Interaction Between Global and Per-Destination Configurations

You can configure the LAC to forward the access line information in the ICRQ message that it sends to the LNS and you can configure the LNS to receive and process that information. You can configure this globally for all destinations (endpoints) or for a specific destination. The per-destination configuration enables you to limit transmission to an individual LNS or to a set of LNSs or reception from an individual LAC or a set of LACs.

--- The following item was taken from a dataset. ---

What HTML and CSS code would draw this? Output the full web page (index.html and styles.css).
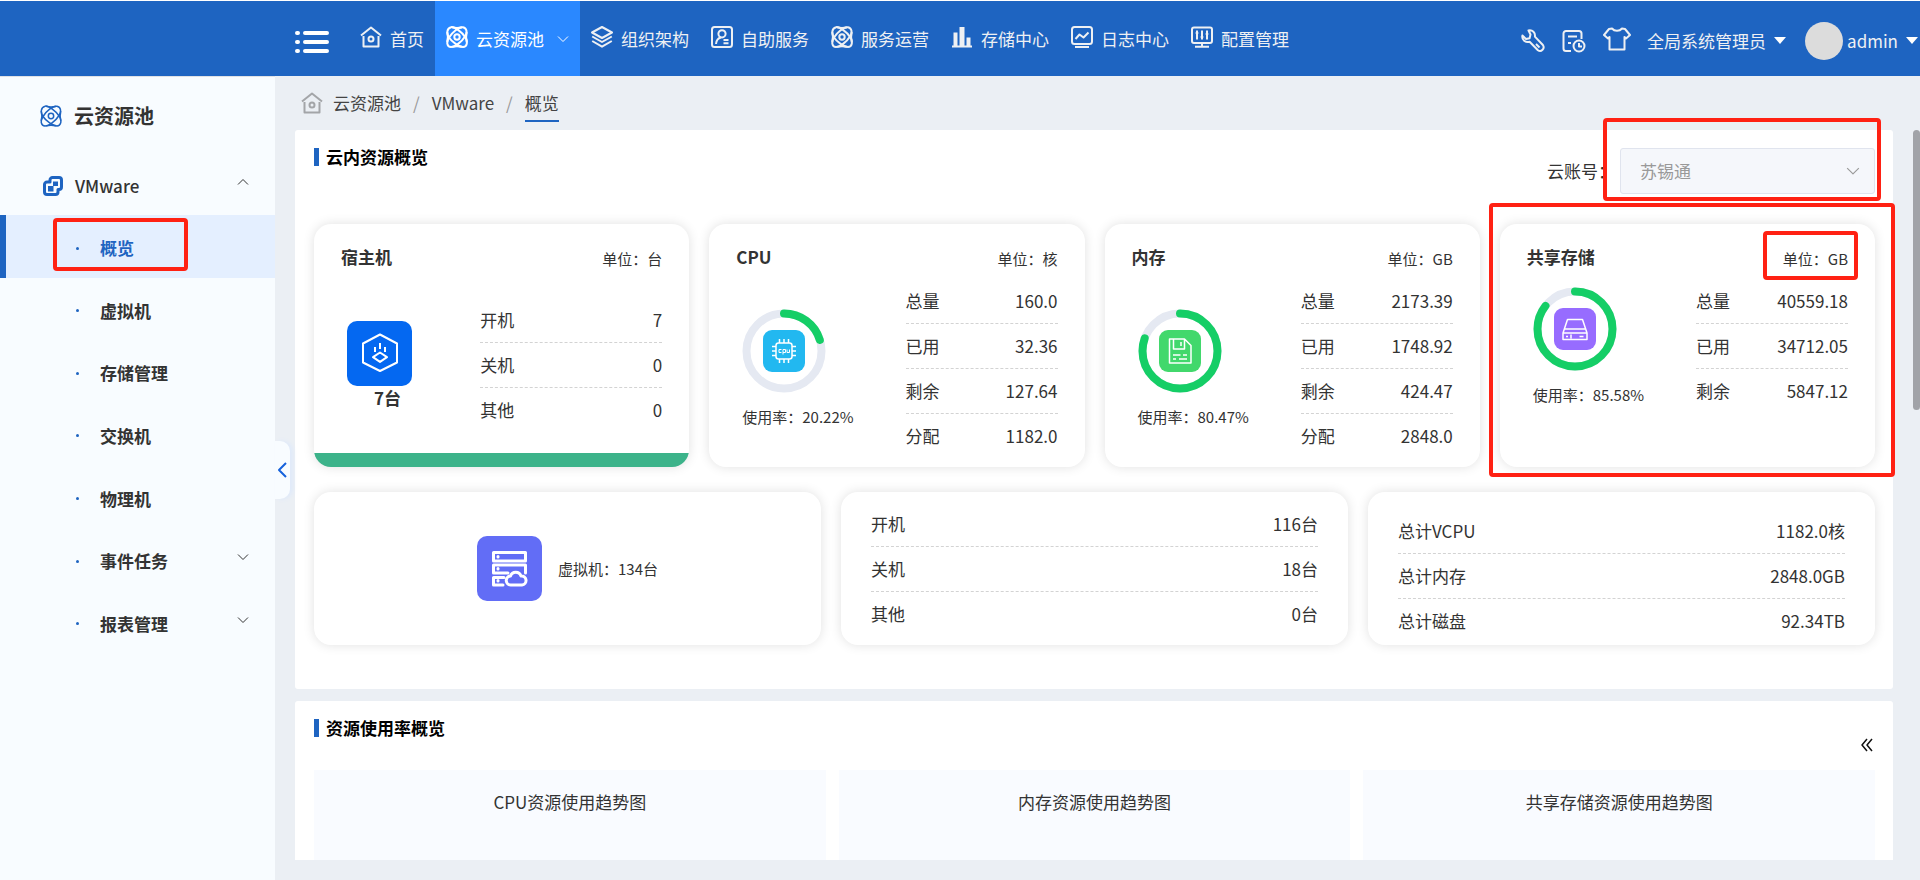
FILE: index.html
```html
<!DOCTYPE html>
<html lang="zh-CN">
<head>
<meta charset="utf-8">
<title>云资源池 - 概览</title>
<link rel="stylesheet" href="styles.css">
</head>
<body>
<svg class="sprite" aria-hidden="true">
  <symbol id="i-home" viewBox="0 0 22 22"><path d="M1 9.5 11 1.5 21 9.5M3.500 10v10.500h15V10" /><circle cx="11" cy="13" r="2.500"/></symbol>
  <symbol id="i-atom" viewBox="0 0 22 22"><path d="M5 1.200C8 .2 16 6 19.500 11.500 22 16 21 21 17 21 13 21 6 16 3 11.500 .5 7.500 .5 2.500 5 1.200Z"/><path d="M17 1.200C21 2 21.500 6.500 19 10.500 16 15.500 9 21 5 21 .8 21 .2 16 3 11.500 6 6.500 13 .5 17 1.200Z"/><path d="M6 1.200Q11 2.600 16 1.200M6 20.900Q11 19.400 16 20.900M1.200 6Q2.600 11 1.200 16M20.800 6Q19.400 11 20.800 16"/><circle cx="11" cy="11" r="2.700"/></symbol>
  <symbol id="i-layers" viewBox="0 0 22 22"><path d="M11 1 21 6.500 11 12 1 6.500Z"/><path d="M1.200 10.500 11 16l9.800-5.500M1.200 15 11 20.700 20.800 15"/></symbol>
  <symbol id="i-user" viewBox="0 0 22 22"><rect x="1" y="1" width="20" height="20" rx="2.500"/><circle cx="11" cy="7.800" r="3.600"/><path d="M5 18c.3-3.500 2-6 5-6.600M12.500 14h5M12.500 17.200h5"/></symbol>
  <symbol id="i-bars" viewBox="0 0 22 22"><path d="M1 20.500h20"/><path class="solid" d="M2.500 6.500h4v14h-4zM8.500 1h5v19.500h-5zM15.500 11.500h4v9h-4z"/></symbol>
  <symbol id="i-log" viewBox="0 0 22 22"><rect x="1" y="1" width="20" height="17" rx="2.500"/><path d="m4.500 13 4-4.500 4 3 5-5M4 21h14"/></symbol>
  <symbol id="i-conf" viewBox="0 0 22 22"><rect x="1" y="1.500" width="20" height="15.500" rx="2"/><path d="M6 4.500v9M11 4.500v9M16 4.500v9M4.700 7h2.600M9.700 11h2.600M14.700 8h2.600M11 17v3M4 20.800h14"/></symbol>
  <symbol id="i-down" viewBox="0 0 12 12"><path d="m1 3.500 5 5 5-5"/></symbol>
  <symbol id="i-up" viewBox="0 0 12 12"><path d="m1 8.500 5-5 5 5"/></symbol>
</svg>

<header class="topbar">
  <button class="menu-btn" aria-label="折叠菜单"><svg viewBox="0 0 34 22"><path d="M2 2h1M10 2h22M2 11h1M10 11h22M2 20h1M10 20h22"/></svg></button>
  <nav class="topnav">
    <a href="#"><svg class="icon"><use href="#i-home"/></svg>首页</a>
    <a href="#" class="active"><svg class="icon"><use href="#i-atom"/></svg>云资源池<svg class="chev"><use href="#i-down"/></svg></a>
    <a href="#"><svg class="icon"><use href="#i-layers"/></svg>组织架构</a>
    <a href="#"><svg class="icon"><use href="#i-user"/></svg>自助服务</a>
    <a href="#"><svg class="icon"><use href="#i-atom"/></svg>服务运营</a>
    <a href="#"><svg class="icon"><use href="#i-bars"/></svg>存储中心</a>
    <a href="#"><svg class="icon"><use href="#i-log"/></svg>日志中心</a>
    <a href="#"><svg class="icon"><use href="#i-conf"/></svg>配置管理</a>
  </nav>
  <div class="tools">
    <button class="tool" aria-label="工具"><svg class="icon" viewBox="0 0 24 24"><path d="M7.500 1.500c4-.8 7 2.200 6.400 6.100l8 8.400c2.300 3.400-1.700 7.600-5 5.200l-8.300-8.500C4.500 14 .6 10.700 1.400 6.600L5 10l3.600-.8L9.500 5.500Z"/><path d="m15 15 3.500 3.500"/></svg></button>
    <button class="tool" aria-label="任务"><svg class="icon" viewBox="0 0 24 24"><path d="M9 22H4a2.500 2.500 0 0 1-2.500-2.500v-15A2.500 2.500 0 0 1 4 2h13a2.500 2.500 0 0 1 2.500 2.500V10M6 7.500h9M6 14h3"/><circle cx="17" cy="17" r="5.500"/><path d="M17 14v3.500h3"/></svg></button>
    <button class="tool shirt" aria-label="主题"><svg class="icon" viewBox="0 0 28 24"><path d="M9 1.500c2.500 3 7.500 3 10 0l3 .5 5 6-4 3.500-1.500-1.500V22.500h-15V10L5 11.500 1 8l5-6Z"/></svg></button>
    <button class="role">全局系统管理员<span class="caret"></span></button>
    <button class="account"><span class="avatar"></span>admin<span class="caret"></span></button>
  </div>
</header>

<div class="shell">
  <aside class="sidebar">
    <h1 class="side-title"><svg class="icon"><use href="#i-atom"/></svg>云资源池</h1>
    <a href="#" class="side-group"><svg class="vm" viewBox="0 0 20 20"><path d="M7 5V4a2.500 2.500 0 0 1 2.500-2.500H16A2.500 2.500 0 0 1 18.500 4v7a2.500 2.500 0 0 1-2.500 2.500h-1V16a2.500 2.500 0 0 1-2.500 2.500H4A2.500 2.500 0 0 1 1.500 16V8.500A2.500 2.500 0 0 1 4 6h3Z"/><path class="solid" d="M5 10h5.500v5.500H5zM10 5.500h5V10h-5z"/></svg>VMware<svg class="chev"><use href="#i-up"/></svg></a>
    <ul class="side-list">
      <li><a href="#" class="current">概览<span class="mark mark-side"></span></a></li>
      <li><a href="#">虚拟机</a></li>
      <li><a href="#">存储管理</a></li>
      <li><a href="#">交换机</a></li>
      <li><a href="#">物理机</a></li>
      <li><a href="#">事件任务<svg class="chev"><use href="#i-down"/></svg></a></li>
      <li><a href="#">报表管理<svg class="chev"><use href="#i-down"/></svg></a></li>
    </ul>
    <button class="handle" aria-label="收起侧栏"><svg viewBox="0 0 10 16"><path d="M9 1 2 8l7 7"/></svg></button>
  </aside>

  <main class="content">
    <nav class="crumbs">
      <svg class="icon"><use href="#i-home"/></svg>
      <a href="#">云资源池</a><span class="sep">/</span><a href="#">VMware</a><span class="sep">/</span><a href="#" class="here">概览</a>
    </nav>

    <section class="panel">
      <div class="panel-head">
        <h2>云内资源概览</h2>
        <div class="field">
          <label for="acct">云账号：</label>
          <div class="select"><select id="acct" disabled><option>苏锡通</option></select><svg class="chev"><use href="#i-down"/></svg><span class="mark mark-select"></span></div>
        </div>
      </div>

      <div class="cards four">
        <article class="card bar">
          <header><h3>宿主机</h3><span class="unit">单位：台</span></header>
          <div class="body host">
            <div class="figure">
              <svg class="tile" viewBox="0 0 65 65"><rect class="t-blue" width="65" height="65" rx="10"/><path d="M33 13.500 50 22.500v19L33 50 16 41.500v-19ZM33 31.500l7 4.700-7 4.700-7-4.700ZM33 22v6M28 26v5M38 26v5"/></svg>
              <strong>7台</strong>
            </div>
            <dl><div><dt>开机</dt><dd>7</dd></div><div><dt>关机</dt><dd>0</dd></div><div><dt>其他</dt><dd>0</dd></div></dl>
          </div>
        </article>
        <article class="card">
          <header><h3>CPU</h3><span class="unit">单位：核</span></header>
          <div class="body">
            <div class="figure">
              <svg class="ring" viewBox="0 0 84 84"><circle class="track" cx="42" cy="42" r="37.500"/><circle class="value" cx="42" cy="42" r="37.500" pathLength="100" stroke-dasharray="20.220 100"/><rect class="t-cyan" x="21" y="21" width="42" height="42" rx="9"/><g class="glyph"><rect x="34" y="34" width="16" height="16" rx="2.500"/><path d="M37.500 30v4M42 30v4M46.500 30v4M37.500 50v4M42 50v4M46.500 50v4M30 37.500h4M30 42h4M30 46.500h4M50 37.500h4M50 42h4M50 46.500h4"/><path class="thin" d="M39.500 40.500h-2.500v3h2.500M41 45.500v-5h2.500v3H41M45 40.500v3h2.500v-3"/></g></svg>
              <span>使用率：20.22%</span>
            </div>
            <dl><div><dt>总量</dt><dd>160.0</dd></div><div><dt>已用</dt><dd>32.36</dd></div><div><dt>剩余</dt><dd>127.64</dd></div><div><dt>分配</dt><dd>1182.0</dd></div></dl>
          </div>
        </article>
        <article class="card">
          <header><h3>内存</h3><span class="unit">单位：GB</span></header>
          <div class="body">
            <div class="figure">
              <svg class="ring" viewBox="0 0 84 84"><circle class="track" cx="42" cy="42" r="37.500"/><circle class="value" cx="42" cy="42" r="37.500" pathLength="100" stroke-dasharray="80.470 100"/><rect class="t-green" x="21" y="21" width="42" height="42" rx="9"/><g class="glyph"><path d="M32 30h14.500l6.500 6.500V54H31.500V30ZM35.500 30v10h11V30M43 33v4M35 46h7.500M45 46h4M35 50h3M41 50h8"/></g></svg>
              <span>使用率：80.47%</span>
            </div>
            <dl><div><dt>总量</dt><dd>2173.39</dd></div><div><dt>已用</dt><dd>1748.92</dd></div><div><dt>剩余</dt><dd>424.47</dd></div><div><dt>分配</dt><dd>2848.0</dd></div></dl>
          </div>
        </article>
        <article class="card">
          <header><h3>共享存储</h3><span class="unit">单位：GB<span class="mark mark-unit"></span></span></header>
          <div class="body">
            <div class="figure">
              <svg class="ring" viewBox="0 0 84 84"><circle class="track" cx="42" cy="42" r="37.500"/><circle class="value" cx="42" cy="42" r="37.500" pathLength="100" stroke-dasharray="85.580 100"/><rect class="t-purple" x="21" y="21" width="42" height="42" rx="9"/><g class="glyph"><path d="M34.500 32.500h15L54 46v6.500H30V46ZM31.500 42h21M30 46h24M33 49.500h2M38 47.500v4M46.500 49.500h4"/></g></svg>
              <span>使用率：85.58%</span>
            </div>
            <dl><div><dt>总量</dt><dd>40559.18</dd></div><div><dt>已用</dt><dd>34712.05</dd></div><div><dt>剩余</dt><dd>5847.12</dd></div></dl>
          </div>
          <span class="mark mark-card"></span>
        </article>
      </div>

      <div class="cards three">
        <article class="card vmcount">
          <svg class="tile" viewBox="0 0 65 65"><rect class="t-indigo" width="65" height="65" rx="10"/><path class="thick" d="M17 16.500h31.500v8.500H16.500v-8.500ZM48.500 37v-8h-32v8H31M27 41.500H16.500V49H26M21 20.500v.5M21 32.500v.5M21 44.500v.5"/><path class="thick" d="M34 49a4.500 4.500 0 0 1-.5-9 5.500 5.500 0 0 1 10.500 0 4.500 4.500 0 0 1 1 9Z"/></svg>
          <span>虚拟机：134台</span>
        </article>
        <article class="card wide">
          <dl><div><dt>开机</dt><dd>116台</dd></div><div><dt>关机</dt><dd>18台</dd></div><div><dt>其他</dt><dd>0台</dd></div></dl>
        </article>
        <article class="card wide totals">
          <dl><div><dt>总计VCPU</dt><dd>1182.0核</dd></div><div><dt>总计内存</dt><dd>2848.0GB</dd></div><div><dt>总计磁盘</dt><dd>92.34TB</dd></div></dl>
        </article>
      </div>
    </section>

    <section class="panel trends">
      <div class="panel-head">
        <h2>资源使用率概览</h2>
        <button class="fold" aria-label="收起"><svg viewBox="0 0 12 14"><path d="M6 1 1 7l5 6M11 1 6 7l5 6"/></svg></button>
      </div>
      <div class="charts">
        <h3>CPU资源使用趋势图</h3>
        <h3>内存资源使用趋势图</h3>
        <h3>共享存储资源使用趋势图</h3>
      </div>
    </section>
    <div class="thumb"></div>
  </main>
</div>
</body>
</html>
```
FILE: styles.css
```css
* { box-sizing: border-box; }

body {
  margin: 0;
  height: 100vh;
  display: flex;
  flex-direction: column;
  overflow: hidden;
  border-top: 1px solid #fff;
  background: #ebeff4;
  color: #333;
  font: 17px/24px "Noto Sans CJK SC", sans-serif;
}

a { color: inherit; text-decoration: none; }
button { font: inherit; color: inherit; background: none; border: 0; padding: 0; cursor: pointer; }
h1, h2, h3, ul, dl, dd { margin: 0; padding: 0; }
ul { list-style: none; }
svg { display: block; flex: none; fill: none; stroke: currentColor; stroke-linejoin: round; }
.sprite { position: absolute; width: 0; height: 0; }
.solid { fill: currentColor; stroke: none; }
.icon { width: 22px; height: 22px; stroke-width: 2; }
.chev { width: 12px; height: 12px; stroke-width: 1; }

/* top bar */
.topbar {
  flex: none;
  display: flex;
  align-items: stretch;
  height: 75px;
  padding-left: 295px;
  background: #1e64c1;
  color: #eef0f3;
}
.menu-btn { margin-top: 6px; }
.menu-btn svg { width: 34px; height: 22px; stroke: #fff; stroke-width: 4; stroke-linecap: round; }
.topnav { display: flex; margin-left: 20px; }
.topnav a { display: flex; align-items: center; gap: 8px; padding: 0 11px; white-space: nowrap; }
.topnav .icon { margin-bottom: 3px; }
.topnav .chev { margin-left: 5px; }
.topnav .active { background: #2a88ff; color: #fff; }
.tools { display: flex; align-items: center; margin-left: auto; padding: 4px 2px 0 0; }
.tool { margin-right: 17px; }
.tool .icon { width: 24px; height: 24px; }
.tool.shirt { margin: 0 16px 4px 0; }
.tool.shirt .icon { width: 28px; }
.role, .account { display: flex; align-items: center; white-space: nowrap; }
.caret { margin-left: 8px; border: 6px solid transparent; border-top: 7px solid #fff; border-bottom: 0; }
.avatar { width: 38px; height: 38px; margin: 0 4px 0 19px; border-radius: 50%; background: #dcdcdc; }

/* sidebar */
.shell { flex: 1; display: flex; min-height: 0; }
.sidebar { position: relative; flex: none; width: 275px; background: #f8fcff; border-top: 1px solid #dfe1e5; }
.side-title { display: flex; align-items: center; gap: 12px; height: 77px; padding-left: 40px; font-size: 20px; font-weight: 700; }
.side-title .icon { color: #1e64c1; stroke-width: 1.500; }
.side-group { display: flex; align-items: center; gap: 12px; height: 61px; padding: 2px 26px 0 43px; font-weight: 500; }
.side-group .chev { margin: 0 0 8px auto; }
.vm { width: 20px; height: 20px; color: #1e64c1; stroke-width: 3; }
.side-list { display: grid; grid-auto-rows: 1fr; min-height: 438px; }
.side-list a { position: relative; display: flex; align-items: center; height: 100%; padding: 4px 26px 0 76px; font-weight: 700; }
.side-list a::before { content: ""; width: 3px; height: 3px; margin-right: 21px; border-radius: 50%; background: #1e64c1; }
.side-list .chev { margin: 0 0 8px auto; }
.side-list .current { background: #e4efff; color: #1e64c1; box-shadow: inset 6px 0 #1e64c1; }
.handle {
  position: absolute;
  z-index: 1;
  top: 364px;
  left: 100%;
  width: 15px;
  height: 58px;
  border-radius: 0 10px 10px 0;
  background: #f8fcff;
  box-shadow: 3px 0 4px #dfeafa;
}
.handle svg { width: 10px; height: 16px; margin: 0 auto 0 2px; stroke: #1662dc; stroke-width: 2; }

/* content */
.content { position: relative; flex: 1; min-width: 0; display: flex; flex-direction: column; padding: 0 27px 20px 20px; }
.crumbs { flex: none; display: flex; align-items: center; height: 54px; padding-left: 6px; color: #444; }
.crumbs .icon { margin-right: 10px; color: #a3a5a8; }
.crumbs .sep { margin: 0 12px; color: #999; }
.crumbs .here { padding: 7px 0 5px; border-bottom: 2px solid #1e64c1; }

.panel { flex: none; padding: 18px 18px 44px 19px; border-radius: 3px; background: #fff; }
.panel-head { display: flex; justify-content: space-between; align-items: flex-start; margin-bottom: 30px; }
.panel h2 { display: flex; align-items: center; gap: 7px; height: 18px; font-size: 17px; font-weight: 700; color: #000; }
.panel h2::before { content: ""; width: 5px; height: 18px; background: #1e64c1; }
.field { display: flex; align-items: center; gap: 5px; }
.select { position: relative; width: 255px; color: #999; }
.select select {
  display: block;
  width: 100%;
  height: 46px;
  padding: 0 40px 0 19px;
  appearance: none;
  border: 1px solid #e0e4ee;
  border-radius: 3px;
  background: #f5f7fb;
  color: #999;
  opacity: 1;
  font: inherit;
}
.select .chev { position: absolute; right: 15px; top: 16px; width: 14px; height: 14px; }

.cards { display: grid; gap: 20px; }
.four { grid-template-columns: repeat(4, 1fr); }
.three { grid-template-columns: repeat(3, 1fr); margin-top: 25px; }
.card { position: relative; min-height: 153px; border-radius: 17px; background: #fff; box-shadow: 0 0 12px rgba(0, 0, 0, .12); }
.four .card { min-height: 243px; padding: 0 27px; }
.card header { display: flex; justify-content: space-between; align-items: center; height: 55px; padding-top: 10px; }
.card h3 { font-size: 17px; font-weight: 700; }
.unit { position: relative; padding-top: 4px; font-size: 15px; line-height: 22px; }
.body { display: flex; justify-content: space-between; align-items: center; }
.body dl { width: 152px; }
.body.host { min-height: 172px; }
.body.host dl { width: 182px; }
.bar { background: linear-gradient(#3cb38a, #3cb38a) bottom / 100% 14px no-repeat #fff; }
.figure { padding-left: 6px; font-size: 15px; }
.figure span { display: block; margin-top: 12px; }
.figure strong { display: block; padding-left: 27px; font-size: 17px; font-weight: 700; }
.ring { width: 84px; height: 84px; }
.ring circle { stroke-width: 8; }
.track { stroke: #e5e9f2; }
.value { stroke: #15ce66; stroke-linecap: round; transform: rotate(-90deg); transform-origin: center; }
.t-blue { fill: #0468f1; stroke: none; }
.t-cyan { fill: #22b8f0; stroke: none; }
.t-green { fill: #42d86c; stroke: none; }
.t-purple { fill: #976cff; stroke: none; }
.t-indigo { fill: #626df6; stroke: none; }
.glyph { stroke: #fff; stroke-width: 1.500; }
.glyph .thin { stroke-width: 1; }
.tile { width: 65px; height: 65px; stroke: #fff; stroke-width: 2; }
.tile .thick { stroke-width: 3; stroke-linecap: round; }

dl div { display: flex; justify-content: space-between; align-items: center; height: 45px; border-bottom: 1px dashed #d3d3d3; }
dl div:last-child { border-bottom-color: transparent; }
.vmcount { display: flex; justify-content: center; align-items: center; gap: 16px; font-size: 15px; }
.wide { padding: 10px 30px 0; }
.wide.totals { padding-top: 17px; }

.trends { flex: 1; min-height: 0; display: flex; flex-direction: column; margin-top: 12px; padding-bottom: 0; border-radius: 3px 3px 0 0; overflow: hidden; }
.trends .panel-head { margin-bottom: 0; min-height: 51px; }
.fold { margin: 19px 2px 0 0; color: #111; }
.fold svg { width: 12px; height: 14px; stroke-width: 1.500; }
.charts { flex: 1; display: grid; grid-template-columns: repeat(3, 1fr); gap: 13px; }
.charts h3 { padding-top: 20px; background: #f9fbff; font-size: 17px; font-weight: 400; text-align: center; }
.thumb { position: absolute; top: 54px; right: 0; width: 7px; height: 280px; border-radius: 4px; background: #a1a3a8; }

/* highlight frames */
.mark { position: absolute; z-index: 2; border: 4px solid #ff2113; border-radius: 4px; pointer-events: none; }
.mark-side { inset: 3px 87px 7px 53px; }
.mark-select { inset: -30px -6px -7px -17px; }
.mark-card { inset: -21px -20px -10px -11px; }
.mark-unit { inset: -13px -10px -10px -20px; }
```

This is useful when you know that some remote gateways do not support this feature or have an incorrect implementation.

Include the access-line-information statement at one or both of the following hierarchy levels on the LAC or LNS, respectively, to configure the LAC to forward the access line information in the ICRQ message that it sends to the LNS, or to configure the LNS to receive and process that information:

  • [edit services l2tp]—Configures forwarding globally for all destinations.

  • [edit services l2tp destination ip-address]—Configures forwarding for a specific destination.

To configure the LAC to send connection speed updates or the LNS to receive and process the updates, include the connection-speed-update option with the access-line-information statement at the appropriate hierarchy level on the LAC or LNS, respectively.

The global and per-destination settings interact in the following way:

  • Access line information—When forwarding by the LAC or processing by the LNS is enabled globally, you cannot disable the global setting for a specific destination.

  • Connection speed updates—When forwarding by the LAC or processing by the LNS is enabled globally, you can disable the global setting for a specific destination (LNS or LAC) by specifying access-line-information for the destination and omitting connection-speed-update.

Release History Table
Release
Description
Starting in Junos OS Release 17.4R1, an MX Series router configured as an LNS can process subscriber access line information and connection speed updates that it receives from the LAC.
Starting in Junos OS Release 14.1, L2TP supports a set of AVPs that convey information about subscriber access lines from the LAC to the LNS.